▶ _Task details_
Write out the material exactly, leaving every picture behind.

--------------------

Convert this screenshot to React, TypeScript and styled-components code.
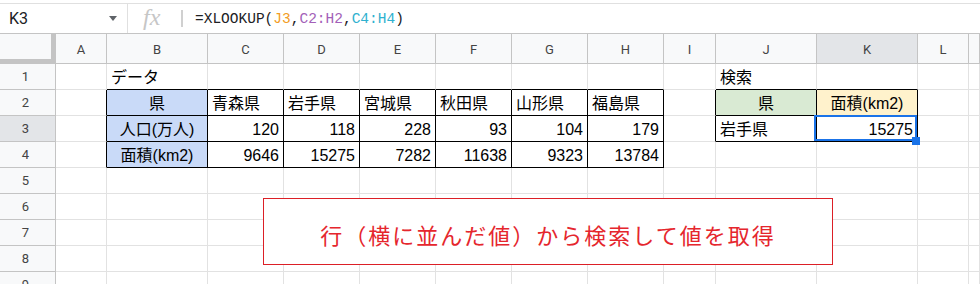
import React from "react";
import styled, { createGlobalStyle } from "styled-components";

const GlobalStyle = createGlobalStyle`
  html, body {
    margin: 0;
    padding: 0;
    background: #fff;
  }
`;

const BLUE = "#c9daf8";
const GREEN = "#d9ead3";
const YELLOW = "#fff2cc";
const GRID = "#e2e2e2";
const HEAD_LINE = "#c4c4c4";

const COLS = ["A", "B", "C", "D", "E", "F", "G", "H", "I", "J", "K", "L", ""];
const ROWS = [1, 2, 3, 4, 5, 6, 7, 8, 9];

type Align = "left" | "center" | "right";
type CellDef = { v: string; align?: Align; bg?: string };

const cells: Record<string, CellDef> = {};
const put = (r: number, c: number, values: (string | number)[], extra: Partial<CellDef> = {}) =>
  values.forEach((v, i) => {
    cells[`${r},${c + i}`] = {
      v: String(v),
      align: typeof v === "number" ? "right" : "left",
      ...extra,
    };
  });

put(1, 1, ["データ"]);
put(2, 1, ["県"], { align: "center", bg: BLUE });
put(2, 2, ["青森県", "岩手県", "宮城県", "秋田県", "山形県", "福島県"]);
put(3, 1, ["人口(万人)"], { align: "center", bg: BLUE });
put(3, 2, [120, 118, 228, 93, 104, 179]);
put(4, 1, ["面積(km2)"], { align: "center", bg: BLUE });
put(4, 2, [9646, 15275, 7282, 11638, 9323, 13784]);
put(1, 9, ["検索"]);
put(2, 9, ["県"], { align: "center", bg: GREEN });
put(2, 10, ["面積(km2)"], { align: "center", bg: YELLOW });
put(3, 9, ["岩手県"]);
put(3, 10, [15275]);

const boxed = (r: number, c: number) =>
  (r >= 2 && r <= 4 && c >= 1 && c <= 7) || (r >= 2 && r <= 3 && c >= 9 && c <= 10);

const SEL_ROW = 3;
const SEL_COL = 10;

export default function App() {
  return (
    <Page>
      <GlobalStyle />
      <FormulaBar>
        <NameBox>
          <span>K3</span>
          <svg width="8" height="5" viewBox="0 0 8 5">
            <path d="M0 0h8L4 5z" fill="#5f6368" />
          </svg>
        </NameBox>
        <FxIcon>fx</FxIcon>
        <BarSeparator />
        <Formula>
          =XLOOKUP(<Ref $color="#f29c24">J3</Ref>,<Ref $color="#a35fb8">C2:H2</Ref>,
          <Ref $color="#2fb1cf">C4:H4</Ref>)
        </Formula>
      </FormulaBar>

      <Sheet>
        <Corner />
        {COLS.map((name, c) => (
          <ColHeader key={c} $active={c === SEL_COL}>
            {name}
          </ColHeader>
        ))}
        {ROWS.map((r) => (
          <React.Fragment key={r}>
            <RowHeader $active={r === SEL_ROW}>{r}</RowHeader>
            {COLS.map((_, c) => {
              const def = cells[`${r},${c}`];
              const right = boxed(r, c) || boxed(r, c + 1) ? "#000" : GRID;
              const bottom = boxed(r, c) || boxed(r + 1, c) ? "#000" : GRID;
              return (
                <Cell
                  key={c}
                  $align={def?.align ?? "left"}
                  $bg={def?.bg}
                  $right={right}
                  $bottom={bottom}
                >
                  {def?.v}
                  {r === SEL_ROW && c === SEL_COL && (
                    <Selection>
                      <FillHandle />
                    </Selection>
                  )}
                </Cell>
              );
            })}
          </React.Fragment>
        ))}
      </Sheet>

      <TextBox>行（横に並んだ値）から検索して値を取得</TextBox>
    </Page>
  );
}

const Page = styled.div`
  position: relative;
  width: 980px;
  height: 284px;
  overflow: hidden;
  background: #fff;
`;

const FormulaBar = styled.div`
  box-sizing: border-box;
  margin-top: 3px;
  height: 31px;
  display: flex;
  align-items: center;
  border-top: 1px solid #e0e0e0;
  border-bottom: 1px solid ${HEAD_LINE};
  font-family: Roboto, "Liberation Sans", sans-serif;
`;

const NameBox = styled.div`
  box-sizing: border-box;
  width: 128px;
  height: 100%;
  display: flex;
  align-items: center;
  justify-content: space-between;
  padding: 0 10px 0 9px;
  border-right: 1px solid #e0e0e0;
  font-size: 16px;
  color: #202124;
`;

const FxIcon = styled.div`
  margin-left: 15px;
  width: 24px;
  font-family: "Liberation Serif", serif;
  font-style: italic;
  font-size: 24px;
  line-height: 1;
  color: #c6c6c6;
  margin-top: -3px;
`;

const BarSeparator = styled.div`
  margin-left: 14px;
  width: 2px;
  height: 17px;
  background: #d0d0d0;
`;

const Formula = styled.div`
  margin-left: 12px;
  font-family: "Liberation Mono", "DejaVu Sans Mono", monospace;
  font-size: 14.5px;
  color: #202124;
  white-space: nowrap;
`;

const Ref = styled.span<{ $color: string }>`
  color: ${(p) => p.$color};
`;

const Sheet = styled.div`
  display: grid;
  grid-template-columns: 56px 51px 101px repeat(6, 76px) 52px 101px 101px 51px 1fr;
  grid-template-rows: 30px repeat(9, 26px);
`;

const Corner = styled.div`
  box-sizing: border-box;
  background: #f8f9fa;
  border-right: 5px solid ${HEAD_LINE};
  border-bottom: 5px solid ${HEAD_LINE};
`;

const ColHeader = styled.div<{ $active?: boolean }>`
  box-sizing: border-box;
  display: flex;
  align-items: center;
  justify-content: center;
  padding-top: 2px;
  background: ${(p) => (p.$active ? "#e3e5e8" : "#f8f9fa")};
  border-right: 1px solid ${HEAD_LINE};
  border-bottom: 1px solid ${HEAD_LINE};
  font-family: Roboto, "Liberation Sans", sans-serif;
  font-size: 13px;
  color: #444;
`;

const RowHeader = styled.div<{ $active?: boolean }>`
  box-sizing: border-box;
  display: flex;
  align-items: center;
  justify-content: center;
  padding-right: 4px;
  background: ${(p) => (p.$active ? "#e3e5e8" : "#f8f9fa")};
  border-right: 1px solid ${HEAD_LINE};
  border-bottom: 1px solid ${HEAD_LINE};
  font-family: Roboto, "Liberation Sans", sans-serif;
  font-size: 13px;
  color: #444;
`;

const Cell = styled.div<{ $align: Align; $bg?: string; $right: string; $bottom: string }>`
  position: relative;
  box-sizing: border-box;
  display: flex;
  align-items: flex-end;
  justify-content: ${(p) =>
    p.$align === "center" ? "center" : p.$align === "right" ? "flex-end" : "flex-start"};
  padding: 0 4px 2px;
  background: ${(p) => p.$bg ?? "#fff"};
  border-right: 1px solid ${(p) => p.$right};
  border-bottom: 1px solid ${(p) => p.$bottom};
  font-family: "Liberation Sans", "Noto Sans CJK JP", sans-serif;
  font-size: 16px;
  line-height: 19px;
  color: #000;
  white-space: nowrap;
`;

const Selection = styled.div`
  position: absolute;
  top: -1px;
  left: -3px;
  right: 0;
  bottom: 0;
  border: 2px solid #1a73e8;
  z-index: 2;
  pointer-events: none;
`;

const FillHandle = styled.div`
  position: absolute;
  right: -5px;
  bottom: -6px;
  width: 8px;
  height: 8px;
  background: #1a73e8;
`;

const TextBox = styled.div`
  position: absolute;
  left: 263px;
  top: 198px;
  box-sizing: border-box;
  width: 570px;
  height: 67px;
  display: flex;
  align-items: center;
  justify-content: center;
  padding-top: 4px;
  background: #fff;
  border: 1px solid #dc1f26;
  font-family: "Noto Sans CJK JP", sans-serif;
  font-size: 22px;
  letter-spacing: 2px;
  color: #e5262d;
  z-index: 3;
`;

--------------------

▶ _Full response_
Convert this screenshot to React, TypeScript and styled-components code.
import React from "react";
import styled, { createGlobalStyle } from "styled-components";

const GlobalStyle = createGlobalStyle`
  html, body {
    margin: 0;
    padding: 0;
    background: #fff;
  }
`;

const BLUE = "#c9daf8";
const GREEN = "#d9ead3";
const YELLOW = "#fff2cc";
const GRID = "#e2e2e2";
const HEAD_LINE = "#c4c4c4";

const COLS = ["A", "B", "C", "D", "E", "F", "G", "H", "I", "J", "K", "L", ""];
const ROWS = [1, 2, 3, 4, 5, 6, 7, 8, 9];

type Align = "left" | "center" | "right";
type CellDef = { v: string; align?: Align; bg?: string };

const cells: Record<string, CellDef> = {};
const put = (r: number, c: number, values: (string | number)[], extra: Partial<CellDef> = {}) =>
  values.forEach((v, i) => {
    cells[`${r},${c + i}`] = {
      v: String(v),
      align: typeof v === "number" ? "right" : "left",
      ...extra,
    };
  });

put(1, 1, ["データ"]);
put(2, 1, ["県"], { align: "center", bg: BLUE });
put(2, 2, ["青森県", "岩手県", "宮城県", "秋田県", "山形県", "福島県"]);
put(3, 1, ["人口(万人)"], { align: "center", bg: BLUE });
put(3, 2, [120, 118, 228, 93, 104, 179]);
put(4, 1, ["面積(km2)"], { align: "center", bg: BLUE });
put(4, 2, [9646, 15275, 7282, 11638, 9323, 13784]);
put(1, 9, ["検索"]);
put(2, 9, ["県"], { align: "center", bg: GREEN });
put(2, 10, ["面積(km2)"], { align: "center", bg: YELLOW });
put(3, 9, ["岩手県"]);
put(3, 10, [15275]);

const boxed = (r: number, c: number) =>
  (r >= 2 && r <= 4 && c >= 1 && c <= 7) || (r >= 2 && r <= 3 && c >= 9 && c <= 10);

const SEL_ROW = 3;
const SEL_COL = 10;

export default function App() {
  return (
    <Page>
      <GlobalStyle />
      <FormulaBar>
        <NameBox>
          <span>K3</span>
          <svg width="8" height="5" viewBox="0 0 8 5">
            <path d="M0 0h8L4 5z" fill="#5f6368" />
          </svg>
        </NameBox>
        <FxIcon>fx</FxIcon>
        <BarSeparator />
        <Formula>
          =XLOOKUP(<Ref $color="#f29c24">J3</Ref>,<Ref $color="#a35fb8">C2:H2</Ref>,
          <Ref $color="#2fb1cf">C4:H4</Ref>)
        </Formula>
      </FormulaBar>

      <Sheet>
        <Corner />
        {COLS.map((name, c) => (
          <ColHeader key={c} $active={c === SEL_COL}>
            {name}
          </ColHeader>
        ))}
        {ROWS.map((r) => (
          <React.Fragment key={r}>
            <RowHeader $active={r === SEL_ROW}>{r}</RowHeader>
            {COLS.map((_, c) => {
              const def = cells[`${r},${c}`];
              const right = boxed(r, c) || boxed(r, c + 1) ? "#000" : GRID;
              const bottom = boxed(r, c) || boxed(r + 1, c) ? "#000" : GRID;
              return (
                <Cell
                  key={c}
                  $align={def?.align ?? "left"}
                  $bg={def?.bg}
                  $right={right}
                  $bottom={bottom}
                >
                  {def?.v}
                  {r === SEL_ROW && c === SEL_COL && (
                    <Selection>
                      <FillHandle />
                    </Selection>
                  )}
                </Cell>
              );
            })}
          </React.Fragment>
        ))}
      </Sheet>

      <TextBox>行（横に並んだ値）から検索して値を取得</TextBox>
    </Page>
  );
}

const Page = styled.div`
  position: relative;
  width: 980px;
  height: 284px;
  overflow: hidden;
  background: #fff;
`;

const FormulaBar = styled.div`
  box-sizing: border-box;
  margin-top: 3px;
  height: 31px;
  display: flex;
  align-items: center;
  border-top: 1px solid #e0e0e0;
  border-bottom: 1px solid ${HEAD_LINE};
  font-family: Roboto, "Liberation Sans", sans-serif;
`;

const NameBox = styled.div`
  box-sizing: border-box;
  width: 128px;
  height: 100%;
  display: flex;
  align-items: center;
  justify-content: space-between;
  padding: 0 10px 0 9px;
  border-right: 1px solid #e0e0e0;
  font-size: 16px;
  color: #202124;
`;

const FxIcon = styled.div`
  margin-left: 15px;
  width: 24px;
  font-family: "Liberation Serif", serif;
  font-style: italic;
  font-size: 24px;
  line-height: 1;
  color: #c6c6c6;
  margin-top: -3px;
`;

const BarSeparator = styled.div`
  margin-left: 14px;
  width: 2px;
  height: 17px;
  background: #d0d0d0;
`;

const Formula = styled.div`
  margin-left: 12px;
  font-family: "Liberation Mono", "DejaVu Sans Mono", monospace;
  font-size: 14.5px;
  color: #202124;
  white-space: nowrap;
`;

const Ref = styled.span<{ $color: string }>`
  color: ${(p) => p.$color};
`;

const Sheet = styled.div`
  display: grid;
  grid-template-columns: 56px 51px 101px repeat(6, 76px) 52px 101px 101px 51px 1fr;
  grid-template-rows: 30px repeat(9, 26px);
`;

const Corner = styled.div`
  box-sizing: border-box;
  background: #f8f9fa;
  border-right: 5px solid ${HEAD_LINE};
  border-bottom: 5px solid ${HEAD_LINE};
`;

const ColHeader = styled.div<{ $active?: boolean }>`
  box-sizing: border-box;
  display: flex;
  align-items: center;
  justify-content: center;
  padding-top: 2px;
  background: ${(p) => (p.$active ? "#e3e5e8" : "#f8f9fa")};
  border-right: 1px solid ${HEAD_LINE};
  border-bottom: 1px solid ${HEAD_LINE};
  font-family: Roboto, "Liberation Sans", sans-serif;
  font-size: 13px;
  color: #444;
`;

const RowHeader = styled.div<{ $active?: boolean }>`
  box-sizing: border-box;
  display: flex;
  align-items: center;
  justify-content: center;
  padding-right: 4px;
  background: ${(p) => (p.$active ? "#e3e5e8" : "#f8f9fa")};
  border-right: 1px solid ${HEAD_LINE};
  border-bottom: 1px solid ${HEAD_LINE};
  font-family: Roboto, "Liberation Sans", sans-serif;
  font-size: 13px;
  color: #444;
`;

const Cell = styled.div<{ $align: Align; $bg?: string; $right: string; $bottom: string }>`
  position: relative;
  box-sizing: border-box;
  display: flex;
  align-items: flex-end;
  justify-content: ${(p) =>
    p.$align === "center" ? "center" : p.$align === "right" ? "flex-end" : "flex-start"};
  padding: 0 4px 2px;
  background: ${(p) => p.$bg ?? "#fff"};
  border-right: 1px solid ${(p) => p.$right};
  border-bottom: 1px solid ${(p) => p.$bottom};
  font-family: "Liberation Sans", "Noto Sans CJK JP", sans-serif;
  font-size: 16px;
  line-height: 19px;
  color: #000;
  white-space: nowrap;
`;

const Selection = styled.div`
  position: absolute;
  top: -1px;
  left: -3px;
  right: 0;
  bottom: 0;
  border: 2px solid #1a73e8;
  z-index: 2;
  pointer-events: none;
`;

const FillHandle = styled.div`
  position: absolute;
  right: -5px;
  bottom: -6px;
  width: 8px;
  height: 8px;
  background: #1a73e8;
`;

const TextBox = styled.div`
  position: absolute;
  left: 263px;
  top: 198px;
  box-sizing: border-box;
  width: 570px;
  height: 67px;
  display: flex;
  align-items: center;
  justify-content: center;
  padding-top: 4px;
  background: #fff;
  border: 1px solid #dc1f26;
  font-family: "Noto Sans CJK JP", sans-serif;
  font-size: 22px;
  letter-spacing: 2px;
  color: #e5262d;
  z-index: 3;
`;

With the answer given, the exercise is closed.